An extension hearing was held by the lower court at which hearing the Commonwealth relied on the official court records and offered no additional testimony. At the extension hearing, the court reviewed the official court records, and relied on the same in finding due diligence. We have repeatedly upheld such reliance on official court records. Commonwealth v. Harris, 315 Pa.Super. 544, 462 A.2d 725 (1983), where we said:
We conclude that, in the instant case, the specific requirements of [Commonwealth v.] Mayfield [469 Pa. 214, 364 A.2d 1345] have been met. Although it is clear that ‘mere assertions of due diligence and unproven facts do not establish cause for an extension under Rule 1100(c),’ Commonwealth v. Ehredt, supra [485 Pa.] at 195-96, 401 A.2d [358] at 361 [ (1979) ], quoting Commonwealth v. Antonuccio, 257 Pa.Super. 535, 536, 390 A.2d 1366, 1367 (1978), we believe that a hearing court may properly take judicial notice of uncontested notations in the court record in deciding both issues, namely, whether the Commonwealth has exercised due diligence in attempting to bring an accused to trial and, whether the requirements necessary to warrant an extension on the basis of judicial delay as defined by Mayfield and Rule 1100(c) have been met. We have, of course, previously held that it is proper for a hearing court to accept such records in making a determination of the due diligence of the Commonwealth.

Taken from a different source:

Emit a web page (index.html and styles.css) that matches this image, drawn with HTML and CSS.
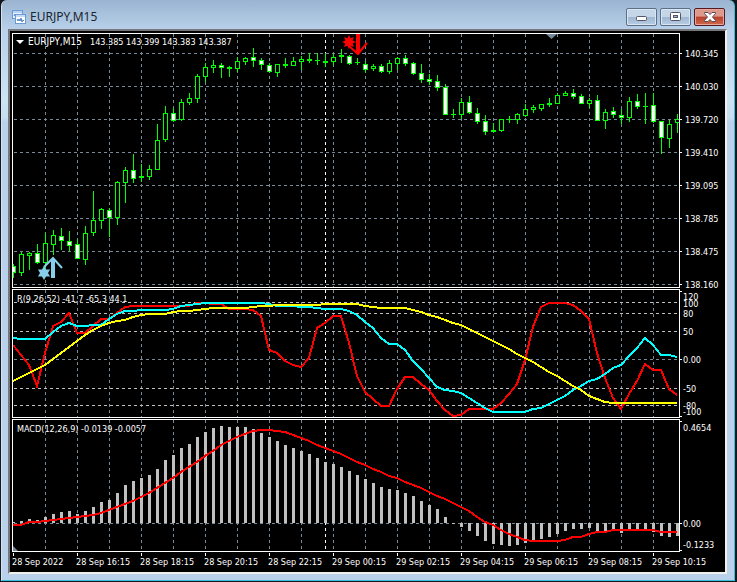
FILE: index.html
```
<!DOCTYPE html>
<html lang="en">
<head>
	<meta charset="UTF-8">
	<title>EURJPY,M15</title>
	<link rel="stylesheet" href="styles.css">
</head>
<body>
	<div class="window">
		<header class="titlebar">
			<svg class="app-icon" width="14" height="14" viewBox="0 0 14 14">
				<rect x="0.5" y="0.5" width="10" height="8" fill="#e8f2fc" stroke="#6a9bd8"/>
				<path d="M1 2h9" stroke="#8ab4e6" stroke-width="1"/>
				<path d="M2 6l1-2 1 3 1-3" fill="none" stroke="#4a80c8"/>
				<rect x="3.5" y="4.5" width="10" height="9" fill="#fff" stroke="#6a9bd8"/>
				<path d="M4 6h9" stroke="#8ab4e6" stroke-width="1"/>
				<path d="M5 9l1 2 1-2 1 2 1-3 1 4 1-2 1 1" fill="none" stroke="#4a80c8"/>
			</svg>
			<h1 class="title">EURJPY,M15</h1>
			<button class="btn" type="button" aria-label="Minimize">
				<svg width="12" height="10" viewBox="0 0 12 10">
					<rect x="0.5" y="4.5" width="10" height="4" rx="1" fill="#fff" stroke="#535666"/>
				</svg>
			</button>
			<button class="btn" type="button" aria-label="Maximize">
				<svg width="12" height="10" viewBox="0 0 12 10">
					<rect x="0.5" y="0.5" width="10" height="8" rx="1" fill="#fff" stroke="#535666"/>
					<rect x="3.5" y="3.5" width="4" height="2" fill="#9db5d0" stroke="#535666"/>
				</svg>
			</button>
			<button class="btn close" type="button" aria-label="Close">
				<svg width="12" height="10" viewBox="0 0 12 10">
					<path d="M0.5 0.5h3.5l2 2 2-2h3.5v1l-3 3.500 3 3.500v1h-3.500l-2-2-2 2h-3.500v-1l3-3.500-3-3.500z" fill="#fff" stroke="#5b4a55"/>
				</svg>
			</button>
		</header>

		<main class="chart">
			<section class="panel">
				<svg id="pricePlot" class="plot price" viewBox="12 33 668 255" preserveAspectRatio="none"></svg>
				<svg id="priceAxis" class="axis price" viewBox="680 33 45 255"></svg>
			</section>
			<section class="panel">
				<svg id="rPlot" class="plot percent" viewBox="12 289 668 129" preserveAspectRatio="none"></svg>
				<svg id="rAxis" class="axis percent" viewBox="680 289 45 129"></svg>
			</section>
			<section class="panel">
				<svg id="macdPlot" class="plot macd" viewBox="12 419 668 133" preserveAspectRatio="none"></svg>
				<svg id="macdAxis" class="axis macd" viewBox="680 419 45 133"></svg>
			</section>
			<ol class="times">
				<li>28 Sep 2022</li>
				<li>28 Sep 16:15</li>
				<li>28 Sep 18:15</li>
				<li>28 Sep 20:15</li>
				<li>28 Sep 22:15</li>
				<li>29 Sep 00:15</li>
				<li>29 Sep 02:15</li>
				<li>29 Sep 04:15</li>
				<li>29 Sep 06:15</li>
				<li>29 Sep 08:15</li>
				<li>29 Sep 10:15</li>
			</ol>
		</main>
	</div>

	<script src="script.js"></script>
</body>
</html>
```

FILE: styles.css
```
* { box-sizing: border-box; }

body {
	margin: 0;
	background: #14181c;
	font-family: "DejaVu Sans Condensed", "DejaVu Sans", sans-serif;
	font-size: 9px;
}

.window {
	margin: 0 2px 1px 1px;
	padding: 0 7px 6px 6px;
	border: 1px solid #35c0dc;
	border-width: 0 1px 1px 1px;
	border-left-color: #d4e4f4;
	border-radius: 6px 6px 0 0;
	background: linear-gradient(#9ab4d1, #b9d1ea 30px, #cbe3f3 100px, #c5def1 118px, #b9d1ea 122px);
}

.titlebar {
	display: flex;
	align-items: center;
	height: 29px;
	padding: 4px 2px 0 4px;
	gap: 3px;
}
.app-icon { flex: none; }
.title {
	flex: 1;
	margin: 0;
	padding-left: 1px;
	font: 12px "Noto Sans", "Open Sans", sans-serif;
	color: #1b2530;
}

.btn {
	display: flex;
	align-items: center;
	justify-content: center;
	width: 31px;
	height: 18px;
	padding: 0;
	border: 1px solid #5d6f86;
	border-radius: 2px;
	background: linear-gradient(#c5d6e8 50%, #9fb6d0 50%, #b8cde4);
	box-shadow: inset 0 0 0 1px #d9e6f3;
}
.btn.close {
	border-color: #571a20;
	background: linear-gradient(#dd9a8c 45%, #b8402c 50%, #cf6a4c);
	box-shadow: inset 0 0 0 1px #e5a79b;
}

.chart {
	padding: 2px 0 0 2px;
	border: 2px solid #77777a;
	border-right-color: #f0f0ee;
	border-bottom-color: #f0f0ee;
	background: #000;
	color: #fff;
}

.panel {
	display: flex;
	margin-bottom: 1px;
}
.plot {
	flex: 1;
	min-width: 0;
	border: 0;
}
.axis {
	flex: none;
	width: 45px;
	overflow: visible;
}
.price { height: 255px; }
.percent { height: 129px; }
.macd { height: 133px; }

svg text { fill: #fff; white-space: pre; }
svg .symbol { font-size: 10px; }
.frame, .grid, .level, .day, .tick, .signal { fill: none; shape-rendering: crispEdges; }
.wick, .up, .down, .bar { shape-rendering: crispEdges; }
.frame, .tick { stroke: #fff; }
.grid { stroke: #778899; stroke-dasharray: 3 3; }
.level { stroke: #c0c0c0; stroke-dasharray: 3 3; }
.day { stroke: #fff; stroke-dasharray: 3 3; }
.wick { fill: #00ff00; }
.up { fill: #000; stroke: #00ff00; }
.down { fill: #fff; stroke: #00ff00; }
.bar { fill: #c0c0c0; }
.signal { stroke-width: 2; }
.red { stroke: #ff0000; }
.cyan { stroke: #00ffff; }
.yellow { stroke: #ffff00; }
.marker { fill: #778899; }
.buy { fill: #87ceeb; }
.sell { fill: #ff0000; }
.buy-arrow, .sell-arrow { fill: none; stroke-width: 2; }
.buy-arrow { stroke: #87ceeb; }
.sell-arrow { stroke: #ff0000; }
.shaft { stroke-width: 4; }

.times {
	display: grid;
	grid-template-columns: repeat(11, 1fr);
	height: 19px;
	margin: 0;
	padding: 0 9px 0 0;
	list-style: none;
	line-height: 18px;
	white-space: nowrap;
}
.times li {
	background: linear-gradient(#fff, #fff) 1px 0 / 1px 3px no-repeat;
}
```

FILE: script.js
```
const NS = "http://www.w3.org/2000/svg";
const LEFT = 12, RIGHT = 679, STEP = 8;

// high, body top, body bottom, low, type (u: up, d: down, x: doji)
const candles = `264 266 273 278 d|252 254 273 276 u|252 253 256 270 u|244 253 263 264 d|233 243 263 268 u|230 235 245 255 u
228 236 241 250 d|231 241 246 251 d|239 244 259 259 d|226 233 260 265 u|191 220 233 236 u|208 209 221 229 u|208 210 218 237 d
181 182 218 225 u|167 170 183 203 u|154 170 179 183 d|164 176 178 182 x|165 169 177 180 u|124 140 170 170 u|106 113 140 142 u
108 113 121 122 d|99 102 120 121 u|93 98 103 105 u|74 76 99 103 u|63 67 77 82 u|60 65 68 73 u|63 65 68 78 d|66 67 69 77 x
57 61 69 72 u|57 58 62 65 u|48 57 61 67 d|58 60 65 70 d|63 65 72 73 d|64 64 73 77 u|58 64 66 68 x|57 61 66 66 u|56 59 62 70 u
53 59 61 63 x|53 60 61 65 x|53 61 63 67 x|54 57 62 65 u|49 55 57 63 x|55 56 64 65 d|58 62 63 65 x|61 64 70 73 d|64 66 69 71 u
64 66 72 73 d|60 63 72 74 u|57 58 64 70 u|55 58 64 66 d|62 63 74 75 d|64 73 80 83 d|74 79 82 85 d|75 81 88 91 d|84 87 115 115 d
109 114 115 118 x|98 102 115 119 u|96 102 113 114 d|108 113 122 124 d|115 121 132 135 d|123 130 132 132 x|119 119 131 132 u
116 119 120 123 x|113 114 120 124 u|104 109 116 117 u|105 107 110 113 u|104 104 109 111 u|98 103 105 107 x|93 95 104 104 u
91 93 96 96 u|89 93 97 99 d|94 96 104 104 d|98 100 104 108 u|95 100 121 121 d|109 112 121 129 u|107 111 115 118 d
109 115 118 124 d|97 101 118 122 u|94 101 107 109 d|93 106 107 124 x|93 105 122 123 d|121 121 138 154 d|120 124 139 148 u
114 119 123 133 u`.split(/[|\n]/).map(s => s.split(" "));

const fast = [345,355,365,386,353,326,322,313,333,333,326,319,319,313,307,306,306,306,306,306,306,306,306,303,303,304,304,309,309,309,310,316,
	350,353,361,365,367,358,328,323,316,316,343,376,392,399,406,406,389,377,377,384,390,401,410,416,415,409,409,409,409,403,394,384,
	360,327,307,303,303,303,305,311,319,353,378,398,409,394,381,364,370,370,389,395];
const medium = [338,339,339,339,339,332,326,323,326,326,325,325,319,314,311,311,310,310,310,310,309,306,305,304,303,303,303,303,303,303,303,303,
	304,306,306,306,307,307,308,309,309,309,311,315,322,328,338,344,344,350,361,369,378,387,390,391,393,398,403,408,412,412,412,412,
	412,409,408,404,400,396,390,386,381,379,374,368,365,356,348,338,345,355,355,357];
const slow = [381,377,373,369,365,359,353,347,341,335,330,326,323,321,320,317,315,314,314,314,312,311,311,310,309,308,308,308,308,308,307,306,
	306,305,305,305,305,305,305,304,304,304,304,304,306,307,308,308,308,308,310,312,315,317,320,323,325,329,333,337,341,345,349,354,
	358,362,367,372,376,381,386,390,396,399,402,403,403,403,403,403,403,403,403,403];
const macd = [522,521,519,520,517,514,512,511,514,511,507,502,500,493,485,481,478,475,469,460,455,448,444,437,432,428,426,427,427,427,429,433,
	437,441,445,448,451,454,458,462,464,467,471,475,479,483,487,489,490,493,496,501,505,509,517,524,527,531,536,541,544,545,546,545,
	543,541,539,537,534,531,529,529,528,531,532,531,533,530,529,529,532,536,537,536];
const signal = [525,525,522,522,521,520,519,518,517,516,515,513,510,507,504,501,497,493,488,483,478,472,467,462,456,451,445,441,437,434,431,430,
	430,431,432,435,438,441,445,448,451,454,458,462,465,469,472,476,478,482,485,488,492,496,499,503,507,511,517,522,525,530,534,537,
	540,541,541,541,541,540,537,537,534,532,532,530,530,530,530,530,530,532,532,532];

function add(parent, tag, attrs, text) {
	const el = document.createElementNS(NS, tag);
	for (const key in attrs) el.setAttribute(key, attrs[key]);
	if (text) el.textContent = text;
	parent.appendChild(el);
	return el;
}

function hline(svg, y, cls) {
	add(svg, "path", { d: `M${LEFT + 2} ${y + 0.5}H${RIGHT}`, class: cls });
}

function verticals(svg, top, bottom) {
	for (let x = 45; x < RIGHT; x += 32) {
		add(svg, "path", { d: `M${x + 0.5} ${top}V${bottom}`, class: "grid" });
	}
	add(svg, "path", { d: `M325.5 ${top}V${bottom}`, class: "day" });
}

function frame(svg, top, bottom) {
	add(svg, "rect", { x: LEFT + 0.5, y: top + 0.5, width: RIGHT - LEFT, height: bottom - top, class: "frame" });
}

function curve(svg, values, cls) {
	const points = values.map((y, i) => `${13 + i * STEP},${y}`).join(" ");
	add(svg, "polyline", { points, class: "signal " + cls });
}

function star(svg, cx, cy, spikes, outer, inner, cls) {
	const points = [];
	for (let i = 0; i < spikes * 2; i++) {
		const r = i % 2 ? inner : outer;
		const a = Math.PI * i / spikes;
		points.push(`${cx + r * Math.sin(a)},${cy - r * Math.cos(a)}`);
	}
	add(svg, "polygon", { points: points.join(" "), class: cls });
}

function label(svg, x, y, text, cls = "label") {
	add(svg, "text", { x, y: y + 4, class: cls }, text);
}

function tick(svg, y) {
	add(svg, "path", { d: `M680 ${y + 0.5}h2`, class: "tick" });
}

// price
const price = document.getElementById("pricePlot");
const priceAxis = document.getElementById("priceAxis");
verticals(price, 34, 287);
["140.345", "140.030", "139.720", "139.410", "139.095", "138.785", "138.475", "138.160"].forEach((text, i) => {
	const y = 53 + i * 33;
	hline(price, y, "grid");
	tick(priceAxis, y);
	label(priceAxis, 685, y, text);
});
candles.forEach(([high, top, bottom, low, type], i) => {
	const x = 13 + i * STEP;
	add(price, "rect", { x, y: high, width: 1, height: low - high, class: "wick" });
	if (type == "x") {
		add(price, "rect", { x: x - 2, y: top, width: 5, height: bottom - top, class: "wick" });
	} else {
		add(price, "rect", { x: x - 1.5, y: +top + 0.5, width: 4, height: bottom - top - 1, class: type == "u" ? "up" : "down" });
	}
});
add(price, "path", { d: "M53 278V259", class: "buy-arrow shaft" });
add(price, "path", { d: "M44 267L53 258L62 268", class: "buy-arrow" });
star(price, 44, 273, 6, 7, 4, "buy");
add(price, "path", { d: "M358 34V53", class: "sell-arrow shaft" });
add(price, "path", { d: "M349 46L358 54L367 43", class: "sell-arrow" });
star(price, 349, 42, 8, 7, 4, "sell");
add(price, "path", { d: "M546 34h11l-5.500 5z", class: "marker" });
frame(price, 33, 287);
add(price, "path", { d: "M16 40h8l-4 4z", fill: "#fff" });
label(price, 28, 41, "EURJPY,M15", "symbol");
label(price, 90, 41, "143.385 143.399 143.383 143.387");

// percent range
const range = document.getElementById("rPlot");
const rangeAxis = document.getElementById("rAxis");
verticals(range, 290, 417);
[302, 313, 331, 388, 405].forEach(y => hline(range, y, "level"));
hline(range, 359, "grid");
curve(range, fast, "red");
curve(range, medium, "cyan");
curve(range, slow, "yellow");
frame(range, 289, 417);
label(range, 17, 298, "R(9,26,52) -41.7 -65.3 44.1");
[[296, "120"], [303, "100"], [313, "80"], [331, "50"], [359, "0.00"], [388, "-50"], [405, "-80"], [411, "-100"]]
	.forEach(([y, text]) => label(rangeAxis, 683, y, text));
[291, 359, 416].forEach(y => tick(rangeAxis, y));

// macd
const hist = document.getElementById("macdPlot");
const histAxis = document.getElementById("macdAxis");
verticals(hist, 420, 551);
hline(hist, 523, "grid");
macd.forEach((y, i) => {
	add(hist, "rect", { x: 12 + i * STEP, y: Math.min(y, 523), width: 3, height: Math.abs(523 - y), class: "bar" });
});
curve(hist, signal, "red");
add(hist, "path", { d: "M13 546v5h5z", class: "marker" });
frame(hist, 419, 551);
label(hist, 17, 428, "MACD(12,26,9) -0.0139 -0.0057");
[[427, "0.4654"], [523, "0.00"], [544, "-0.1233"]].forEach(([y, text]) => label(histAxis, 683, y, text));
[421, 523, 550].forEach(y => tick(histAxis, y));
```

Commonwealth v. Postell, 280 Pa.Super. 550, 421 A.2d 1069 (1980); Commonwealth v. Gibson, 248 Pa.Super. 348, 375 A.2d 132 (1977); Commonwealth v. Kollock, 246 Pa.Super. 16, 369 A.2d 787 (1977). Since the notations on the *38record provided convincing evidence of due diligence, there was no need for the Commonwealth to provide further testimony on this issue.

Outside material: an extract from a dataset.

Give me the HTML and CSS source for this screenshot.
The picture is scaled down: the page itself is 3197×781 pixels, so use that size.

Justice Kauffman, speaking for the supreme court, recently stated that:
Rule 1100 ‘serves two equally important functions: (1) the protection of the accused’s speedy trial rights, and (2) the protection of society,’ Commonwealth v. Brockle-hurst, 491 Pa. 151, 153-54, 420 A.2d 385, 387 (1980); Commonwealth v. Hamilton, 449 Pa. 297, 297 A.2d 127 (1972). In determining whether an accused’s right to a speedy trial has been violated, consideration must be given to society’s right to effective prosecution of criminal cases, both to restrain those guilty of crime and to deter those contemplating it. Commonwealth v. Johnson, 487 Pa. 197 n. 4, 409 A.2d 308 n. 4 (1980). The administrative mandate of Rule 1100 certainly was not designed to insulate the criminally accused from good faith prosecution delayed through no fault of the Commonwealth.
So long as there has been no misconduct on the part of the Commonwealth in an effort to evade the fundamental speedy trial rights of an accused, Rule 1100 must be construed in a manner consistent with society’s right to punish and deter crime. In considering matters such as that now before us, courts must carefully factor into the ultimate equation not only the prerogatives of the individual accused, but the collective right of the community to vigorous law enforcement as well. Strained and illogical judicial construction adds nothing to our search for justice, but only serves to expand the already bloated arsenal of the unscrupulous criminal determined to manipulate the system.
Commonwealth v. Genovese, 493 Pa. 65, 69-70, 72, 425 A.2d 367, 369-70, 371 (1981).
We note, however, that Lewis was convicted and sentenced for attempted burglary and possession of instru*39ments of crime. The instruments of crime were burglary tools. Both of these inchoate crimes were designed to culminate in the commission of the offense of burglary. Accordingly, the convictions violate 18 Pa.C.S.A. § 906. We therefore vacate the sentence and underlying conviction of the lesser charge of possessing instruments of crime. See e.g., Commonwealth v. Ford, 315 Pa.Super. 281, 461 A.2d 1281 (1983) (collecting cases) and Commonwealth v. Kinnon, 308 Pa.Super. 28, 453 A.2d 1051 (1982).
Judgment of sentence for possession of instruments of crime is vacated, judgment of sentence for attempted burglary is affirmed.2
POPOVICH, J., files a dissenting opinion.
. Appellant presents the issues on appeal as follows:
1. Did not the lower court err by granting the Commonwealth’s petition of October 5, 1978 for an extension of the time in which to try appellant under Rule 1100, Pa.R.Crim.P., inasmuch as the Commonwealth failed to demonstrate the exercise of due diligence as required by 1100(c)?
2. Was not the evidence insufficient to sustain appellant’s conviction for attempted burglary and possessing instruments of crime inasmuch as the Commonwealth established nothing more than appellant’s mere presence near the scene of an attempted burglary?
Brief for Appellant at 2.
. This decision was deferred pending the filing of Commonwealth v. Harris, 315 Pa.Super. 544, 462 A.2d 725 (1983).